IN 1969, ELIZABETH KÜBLER-ROSS, a psychiatrist, published a book titled On Death and Dying in which she presented her theory about bereavement. She explained that grief proceeds through these five stages—denial, anger, bargaining, depression and acceptance. Research, though, does not show that a grieving person will go through these five stages in this sequence. Kübler-Ross herself would later note that these stages represent common experiences that one may experience, in any order, during bereavement.

No two people will grieve in the same way. It helps though to be aware of what emotions you may (or may not) encounter in response to the loss of someone you love. The states described by Kübler-Ross are states you may well experience.

When you first hear that someone you love has died, you may experience pain and shock. It is at first almost impossible to “wrap your mind around” or accept the reality of what has happened. You may feel that it simply cannot be happening. This is denial. Your mind and heart are trying to protect themselves from overwhelming emotional pain.

Sooner or later you can no longer avoid the pain. Some people then become angry. Anger is a blind emotion, lashing out irrationally at inanimate objects, at strangers, at doctors or nurses, at family and sometimes even at the person you have lost. You may feel guilty about your anger, but understand that it is a normal and common emotional reaction to pain.

Accepting The Reality of Death

For many, it is so very difficult to accept the reality of death. If you lose a loved one your mind may go back to the time when they were still here. You want to return to the way things were in the past. You may obsess about things you might have done to prevent your loved one from dying. “If only I had insisted he get a second medical opinion.” “I should have been nicer to her, so that she had less stress in her life.” You might even imagine, completely irrationally, that if you pray hard enough or promise to change your ways God will somehow bring your loved one back. Bargaining is a way in which some people try to avoid the inevitability and finality of death.

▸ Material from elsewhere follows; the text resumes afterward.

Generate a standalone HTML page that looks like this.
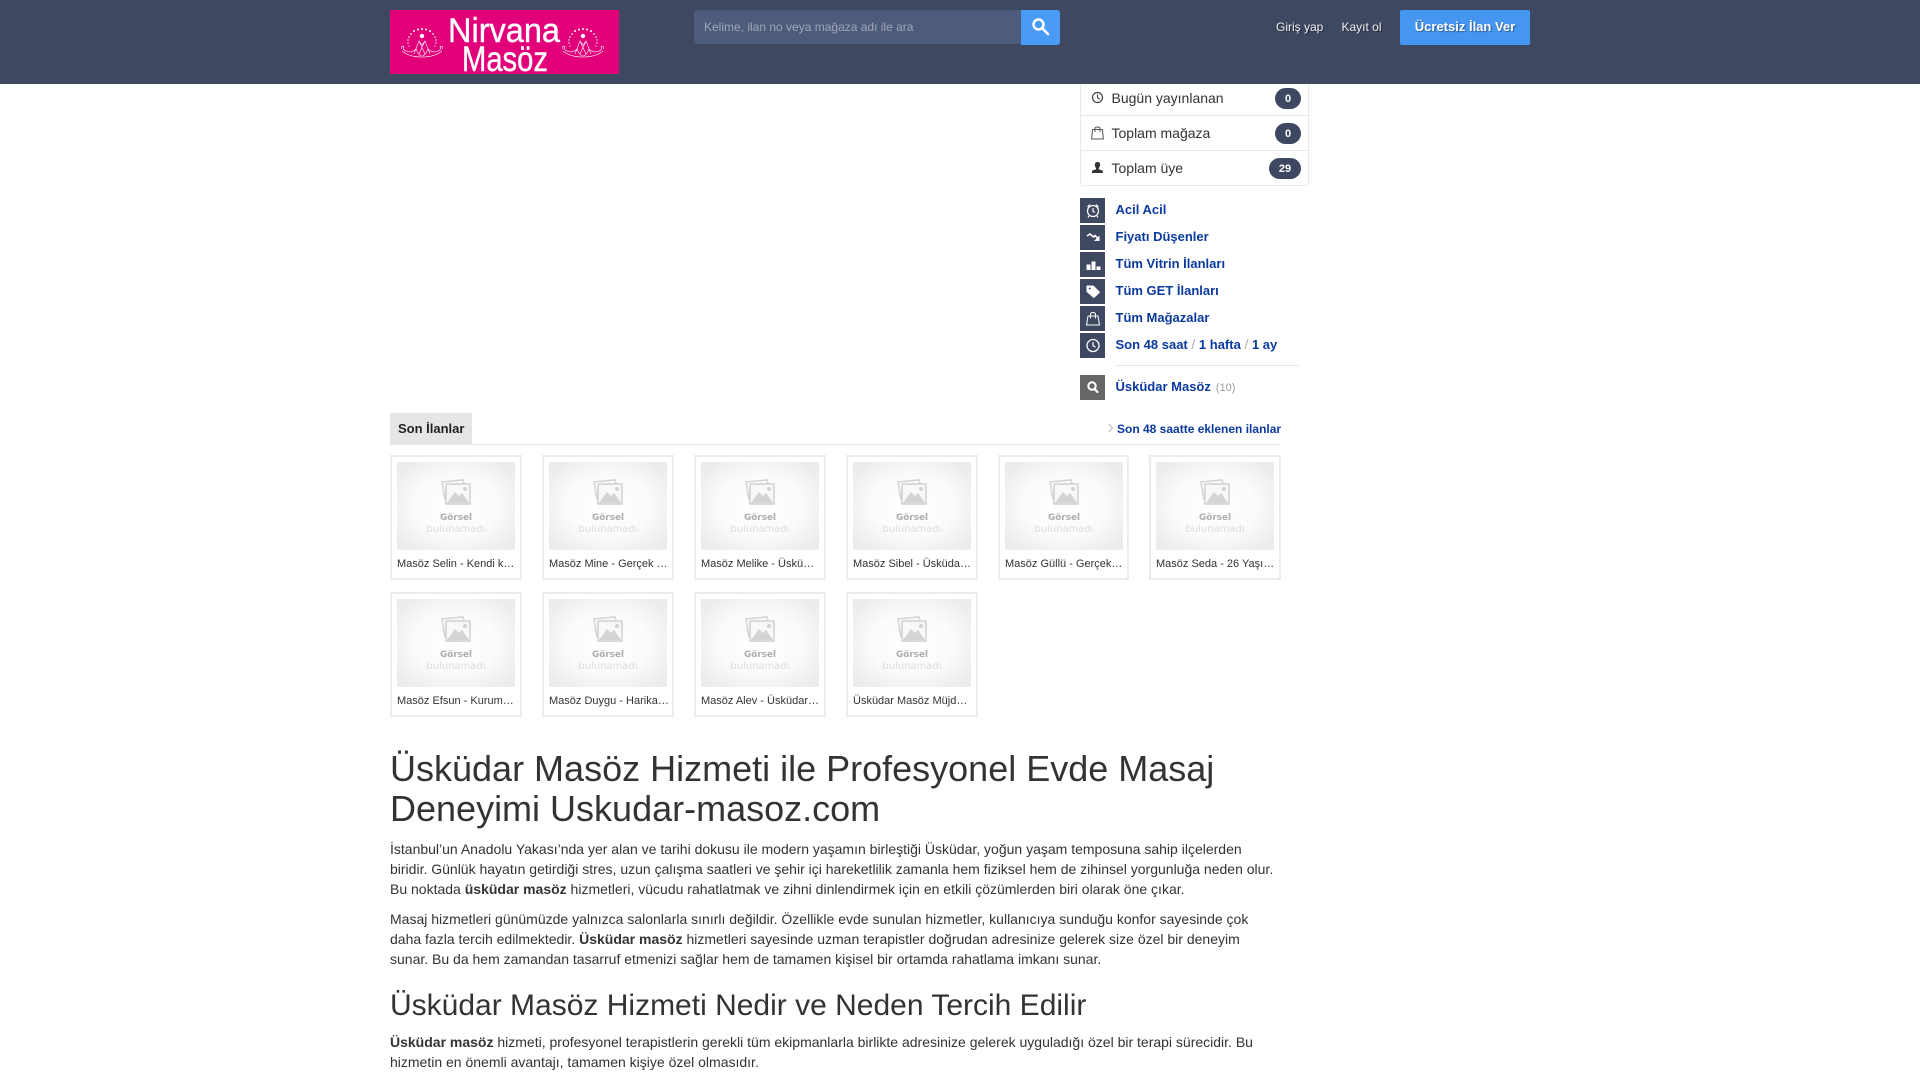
<!DOCTYPE html>
<html lang="tr"><head><meta charset="utf-8"><title>Üsküdar Masöz</title>
<style>
*{box-sizing:border-box}
html,body{margin:0;padding:0;width:1920px;height:1080px;overflow:hidden;background:#fff}
body{font-family:"Liberation Sans",sans-serif;font-size:14px;color:#333;position:relative}
.a{position:absolute;white-space:nowrap}
a{color:#0b3a9e;text-decoration:none}
.hd{left:0;top:0;width:1920px;height:84px;background:#3f4861}
.ib{position:absolute;left:1080px;width:25px;height:25px;background:#3f4861}
.ib svg{display:block}
.sl{position:absolute;left:1115.5px;font-size:13px;font-weight:bold;line-height:20px;white-space:nowrap}
.sl i{font-style:normal;font-weight:normal;color:#aaa;font-size:14px;line-height:1}
.stat{position:absolute;left:1080px;width:229px;height:35px;border:1px solid #e9e9e9;border-top:0}
.st{position:absolute;left:1111.5px;line-height:20px;font-size:14px;color:#333}
.bd{position:absolute;height:21px;border-radius:11px;background:#3f4861;color:#fff;font-size:11px;font-weight:bold;text-align:center;line-height:22px}
.card{position:absolute;width:132px;height:125px;border:2px solid #ececec;background:#fff}
.card svg{position:absolute;left:5px;top:5px;display:block}
.card div{position:absolute;left:5px;top:99px;width:119px;font-size:11px;line-height:16px;color:#333;white-space:nowrap;overflow:hidden;text-overflow:ellipsis}
h1,h2{margin:0;font-weight:normal;color:#333}
</style></head><body>
<svg width="0" height="0" style="position:absolute"><defs>
<radialGradient id="g" cx="50%" cy="50%" r="62%"><stop offset="0" stop-color="#fff"/><stop offset=".55" stop-color="#fbfbfb"/><stop offset="1" stop-color="#ececec"/></radialGradient>
<g id="ph">
<rect width="118" height="88" fill="url(#g)"/>
<path d="M48 38 45 20l21-2 1 3" fill="none" stroke="#d4d4d4" stroke-width="1.6"/>
<rect x="49" y="22" width="24" height="20" fill="#f8f8f8" stroke="#d2d2d2" stroke-width="1.6"/>
<path d="M50 41 58 30 62 34 65 31 72 41Z" fill="#d4d4d4"/><circle cx="68" cy="27" r="2" fill="#d2d2d2"/>
<text x="59" y="58" text-anchor="middle" font-family="DejaVu Sans" font-size="9" font-weight="bold" fill="#aeaeae" textLength="32" lengthAdjust="spacingAndGlyphs">Görsel</text>
<text x="59" y="70" text-anchor="middle" font-family="DejaVu Sans" font-size="10" fill="#dcdcdc" textLength="59" lengthAdjust="spacingAndGlyphs">bulunamadı</text>
</g>
<g id="orn" fill="none" stroke="#fff" stroke-width=".6">
<g fill="#fff" stroke="none"><circle cy="-13" r="1"/><circle cx="-4" cy="-12.5" r="1"/><circle cx="4" cy="-12.5" r="1"/><circle cx="-8" cy="-11" r="1"/><circle cx="8" cy="-11" r="1"/><circle cx="-11" cy="-8" r=".9"/><circle cx="11" cy="-8" r=".9"/><circle cx="-13" cy="-5" r=".8"/><circle cx="13" cy="-5" r=".8"/><circle cx="-14" cy="-2" r=".7"/><circle cx="14" cy="-2" r=".7"/><circle cx="-14" cy="1" r=".7"/><circle cx="14" cy="1" r=".7"/><circle cx="-13" cy="4" r=".6"/><circle cx="13" cy="4" r=".6"/><circle cy="-6" r="2.2"/></g>
<path d="M-8 12-3-1 3 12M8 12 3-1-3 12M-3-1 0 3 3-1"/>
<path d="M-20 7c-2-2 1-4 2-2-1 1-1 3 2 4 4 2 7 1 10-2 2 5 4 7 6 7s4-2 6-7c3 3 6 4 10 2 3-1 3-3 2-4 1-2 4 0 2 2"/>
<path d="M-20 9c6 5 14 6 20 6s14-1 20-6"/>
</g>
</defs></svg>

<div class="a hd"></div>
<svg class="a" style="left:390px;top:10px" width="229" height="64" viewBox="0 0 229 64">
<rect width="229" height="64" fill="#e2007a"/>
<use href="#orn" x="32" y="32"/><use href="#orn" x="193" y="32"/>
<text x="58" y="32" font-family="Liberation Sans" font-size="34" fill="#fff" stroke="#fff" stroke-width=".4" textLength="112" lengthAdjust="spacingAndGlyphs">Nirvana</text>
<text x="72" y="61" font-family="Liberation Sans" font-size="35" fill="#fff" stroke="#fff" stroke-width=".4" textLength="86" lengthAdjust="spacingAndGlyphs">Masöz</text>
</svg>

<div class="a" style="left:694px;top:10px;width:328px;height:34px;background:#4d5b7c;border-radius:3px 0 0 3px"></div>
<div class="a" style="left:704px;top:10px;line-height:34px;font-size:12px;color:#a0a6b4">Kelime, ilan no veya mağaza adı ile ara</div>
<div class="a" style="left:1021px;top:10px;width:39px;height:35px;background:#4a9bf5;border-radius:0 3px 3px 0"></div>
<svg class="a" style="left:1031px;top:17px" width="19" height="19" viewBox="0 0 19 19"><circle cx="7.500" cy="7.500" r="5" fill="none" stroke="#fff" stroke-width="2.400"/><path d="M11 11l6 6" stroke="#fff" stroke-width="2.600" stroke-linecap="round"/></svg>

<div class="a" style="left:1276px;top:17px;line-height:20px;font-size:12px;color:#f0f0f0;text-shadow:1px 1px 1px #222a3c">Giriş yap</div>
<div class="a" style="left:1341.500px;top:17px;line-height:20px;font-size:12px;color:#f0f0f0;text-shadow:1px 1px 1px #222a3c">Kayıt ol</div>
<div class="a" style="left:1400px;top:10px;width:130px;height:35px;background:#4496f0;border-radius:2px;color:#fff;font-size:13px;font-weight:bold;text-align:center;line-height:34px;text-shadow:1px 1px 1px #2c5c99">Ücretsiz İlan Ver</div>

<!-- stats -->
<div class="stat" style="top:84px;height:32px"></div>
<div class="stat" style="top:116px"></div>
<div class="stat" style="top:151px;border-radius:0 0 3px 3px"></div>
<svg class="a" style="left:1091px;top:91px" width="13" height="13" viewBox="0 0 13 13"><circle cx="6.500" cy="6.500" r="5" fill="none" stroke="#444" stroke-width="1.200"/><path d="M6.500 3.500v3.200l2.400 1.400" fill="none" stroke="#444" stroke-width="1.100"/></svg>
<svg class="a" style="left:1091px;top:126px" width="13" height="14" viewBox="0 0 13 14"><path d="M1.500 3.500h10l.8 9.500H.7zM4 6V2.500C4 1.500 5 1 6.500 1S9 1.500 9 2.500V6" fill="none" stroke="#555" stroke-width="1"/></svg>
<svg class="a" style="left:1091px;top:161px" width="13" height="13" viewBox="0 0 13 13"><path d="M6.500 1c1.800 0 2.700 1.200 2.700 2.800 0 1.300-.8 2.700-1.400 3.300v1.100l4 1.600V12H1v-2.200l4-1.600V7.100C4.400 6.500 3.800 5.100 3.800 3.800 3.800 2.200 4.700 1 6.500 1z" fill="#333"/></svg>
<div class="st" style="top:88px">Bugün yayınlanan</div>
<div class="st" style="top:123px">Toplam mağaza</div>
<div class="st" style="top:158px">Toplam üye</div>
<div class="bd" style="left:1275px;top:88px;width:26px">0</div>
<div class="bd" style="left:1275px;top:123px;width:26px">0</div>
<div class="bd" style="left:1269px;top:158px;width:32px">29</div>

<!-- side links -->
<div class="ib" style="top:198px"><svg width="25" height="25" viewBox="0 0 25 25"><circle cx="13" cy="13" r="5.500" fill="none" stroke="#fff" stroke-width="1.200"/><path d="M13 10v3.300l2 1.200M7.500 9 10 6.500M18.500 9 16 6.500M9 18l-1 1.500M17 18l1 1.500" fill="none" stroke="#fff" stroke-width="1.200"/></svg></div>
<div class="ib" style="top:225px"><svg width="25" height="25" viewBox="0 0 25 25"><path d="M7 11l3-2 3.500 3 1.500-1.500 3 3" fill="none" stroke="#fff" stroke-width="1.600"/><path d="M19.500 10.500V16H14z" fill="#fff"/></svg></div>
<div class="ib" style="top:252px"><svg width="25" height="25" viewBox="0 0 25 25" fill="#fff"><rect x="6.500" y="12.500" width="4" height="5.500"/><rect x="11.500" y="9.500" width="4" height="8.500"/><rect x="16.500" y="14.500" width="4" height="3.500"/></svg></div>
<div class="ib" style="top:279px"><svg width="25" height="25" viewBox="0 0 25 25"><path d="M7 7h6.200l6.300 6.300-5.700 5.200-6.800-6z" fill="#fff" stroke="#fff" stroke-linejoin="round"/><circle cx="9.700" cy="9.500" r="1" fill="#3f4861"/></svg></div>
<div class="ib" style="top:306px"><svg width="25" height="25" viewBox="0 0 25 25"><path d="M8 10h10l1.500 9h-13zM10.500 12.500V8.500c0-1.200 1-2 2.500-2s2.500.8 2.500 2v4" fill="none" stroke="#fff" stroke-width="1"/></svg></div>
<div class="ib" style="top:333px"><svg width="25" height="25" viewBox="0 0 25 25"><circle cx="13" cy="12.500" r="6" fill="none" stroke="#fff" stroke-width="1.300"/><path d="M13 9v3.800l2.600 1.300" fill="none" stroke="#fff" stroke-width="1.200"/></svg></div>
<div class="ib" style="top:375px;background:#666"><svg width="25" height="25" viewBox="0 0 25 25"><circle cx="12" cy="11" r="3.700" fill="none" stroke="#fff" stroke-width="2"/><path d="M14.500 14l3 3" stroke="#fff" stroke-width="2.200" stroke-linecap="round"/></svg></div>

<div class="sl" style="top:200px"><a href="#">Acil Acil</a></div>
<div class="sl" style="top:227px"><a href="#">Fiyatı Düşenler</a></div>
<div class="sl" style="top:254px"><a href="#">Tüm Vitrin İlanları</a></div>
<div class="sl" style="top:281px"><a href="#">Tüm GET İlanları</a></div>
<div class="sl" style="top:308px"><a href="#">Tüm Mağazalar</a></div>
<div class="sl" style="top:335px"><a href="#">Son 48 saat</a> <i>/</i> <a href="#">1 hafta</a> <i>/</i> <a href="#">1 ay</a></div>
<div class="a" style="left:1115px;top:365px;width:184px;height:1px;background:#e8e8e8"></div>
<div class="sl" style="top:377px"><a href="#">Üsküdar Masöz</a><span style="font-weight:normal;font-size:11px;color:#999;margin-left:5px">(10)</span></div>

<!-- section head -->
<div class="a" style="left:390px;top:444px;width:891px;height:1px;background:#e6e6e6"></div>
<div class="a" style="left:390px;top:413px;width:82px;height:31px;background:#e6e6e6;font-size:13px;font-weight:bold;color:#222;line-height:31px;padding-left:8px">Son İlanlar</div>
<svg class="a" style="left:1107px;top:423px" width="7" height="10" viewBox="0 0 7 10"><path d="M1.500 1l4 4-4 4" fill="none" stroke="#bbb" stroke-width="1"/></svg>
<div class="a" style="left:1117px;top:419px;line-height:20px;font-size:12px;font-weight:bold"><a href="#">Son 48 saatte eklenen ilanlar</a></div>

<!-- cards -->
<div class="card" style="left:390px;top:455px"><svg width="118" height="88"><use href="#ph"/></svg><div>Masöz Selin - Kendi konutunda hizmet</div></div>
<div class="card" style="left:542px;top:455px"><svg width="118" height="88"><use href="#ph"/></svg><div>Masöz Mine - Gerçek masaj deneyimi</div></div>
<div class="card" style="left:694px;top:455px"><svg width="118" height="88"><use href="#ph"/></svg><div>Masöz Melike - Üsküdar masaj salonu</div></div>
<div class="card" style="left:846px;top:455px"><svg width="118" height="88"><use href="#ph"/></svg><div>Masöz Sibel - Üsküdar masöz hizmeti</div></div>
<div class="card" style="left:998px;top:455px;width:131px"><svg width="118" height="88"><use href="#ph"/></svg><div>Masöz Güllü - Gerçek masöz deneyimi</div></div>
<div class="card" style="left:1149px;top:455px"><svg width="118" height="88"><use href="#ph"/></svg><div>Masöz Seda - 26 Yaşında masöz bayan</div></div>
<div class="card" style="left:390px;top:592px"><svg width="118" height="88"><use href="#ph"/></svg><div>Masöz Efsun - Kurumsal masaj hizmeti</div></div>
<div class="card" style="left:542px;top:592px"><svg width="118" height="88"><use href="#ph"/></svg><div style="width:122px">Masöz Duygu - Harika masaj deneyimi</div></div>
<div class="card" style="left:694px;top:592px"><svg width="118" height="88"><use href="#ph"/></svg><div>Masöz Alev - Üsküdar masöz bayan</div></div>
<div class="card" style="left:846px;top:592px"><svg width="118" height="88"><use href="#ph"/></svg><div>Üsküdar Masöz Müjde hanım hizmeti</div></div>

<!-- article -->
<h1 class="a" style="left:390px;top:749px;font-size:36px;line-height:40px">Üsküdar Masöz Hizmeti ile Profesyonel Evde Masaj<br>Deneyimi Uskudar-masoz.com</h1>
<div class="a" style="left:390px;top:839px;line-height:20px">İstanbul’un Anadolu Yakası’nda yer alan ve tarihi dokusu ile modern yaşamın birleştiği Üsküdar, yoğun yaşam temposuna sahip ilçelerden<br>biridir. Günlük hayatın getirdiği stres, uzun çalışma saatleri ve şehir içi hareketlilik zamanla hem fiziksel hem de zihinsel yorgunluğa neden olur.<br>Bu noktada <b>üsküdar masöz</b> hizmetleri, vücudu rahatlatmak ve zihni dinlendirmek için en etkili çözümlerden biri olarak öne çıkar.</div>
<div class="a" style="left:390px;top:909px;line-height:20px">Masaj hizmetleri günümüzde yalnızca salonlarla sınırlı değildir. Özellikle evde sunulan hizmetler, kullanıcıya sunduğu konfor sayesinde çok<br>daha fazla tercih edilmektedir. <b>Üsküdar masöz</b> hizmetleri sayesinde uzman terapistler doğrudan adresinize gelerek size özel bir deneyim<br>sunar. Bu da hem zamandan tasarruf etmenizi sağlar hem de tamamen kişisel bir ortamda rahatlama imkanı sunar.</div>
<h2 class="a" style="left:390px;top:989px;font-size:30px;line-height:33px">Üsküdar Masöz Hizmeti Nedir ve Neden Tercih Edilir</h2>
<div class="a" style="left:390px;top:1032px;line-height:20px"><b>Üsküdar masöz</b> hizmeti, profesyonel terapistlerin gerekli tüm ekipmanlarla birlikte adresinize gelerek uyguladığı özel bir terapi sürecidir. Bu<br>hizmetin en önemli avantajı, tamamen kişiye özel olmasıdır.</div>
</body></html>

Many will experience depression in some way. To lose a loved one is, by its very nature, depressing. As the reality of the loss sinks in you may well experience symptoms typical of depression: loss of energy, difficulties sleeping and feelings of loss, emptiness and loneliness. Such reactions to loss are normal. Be aware though, that depressive feelings can in some cases lead to major depression. Do seek medical help if you feel the darkness getting out of control.

In time those who have suffered a lost may come to accept the loss for what it is. Acceptance, like all aspects of bereavement, varies from person to person. Some may never fully accept the loss. Some may come to a point where they are ready to go forward. As always be gentle with yourself. Your grief is unique to you. Don’t place expectations upon yourself. Allow yourself the freedom to find your own path in your own way and your own time through the intense and often unpredictable emotions that accompany bereavement.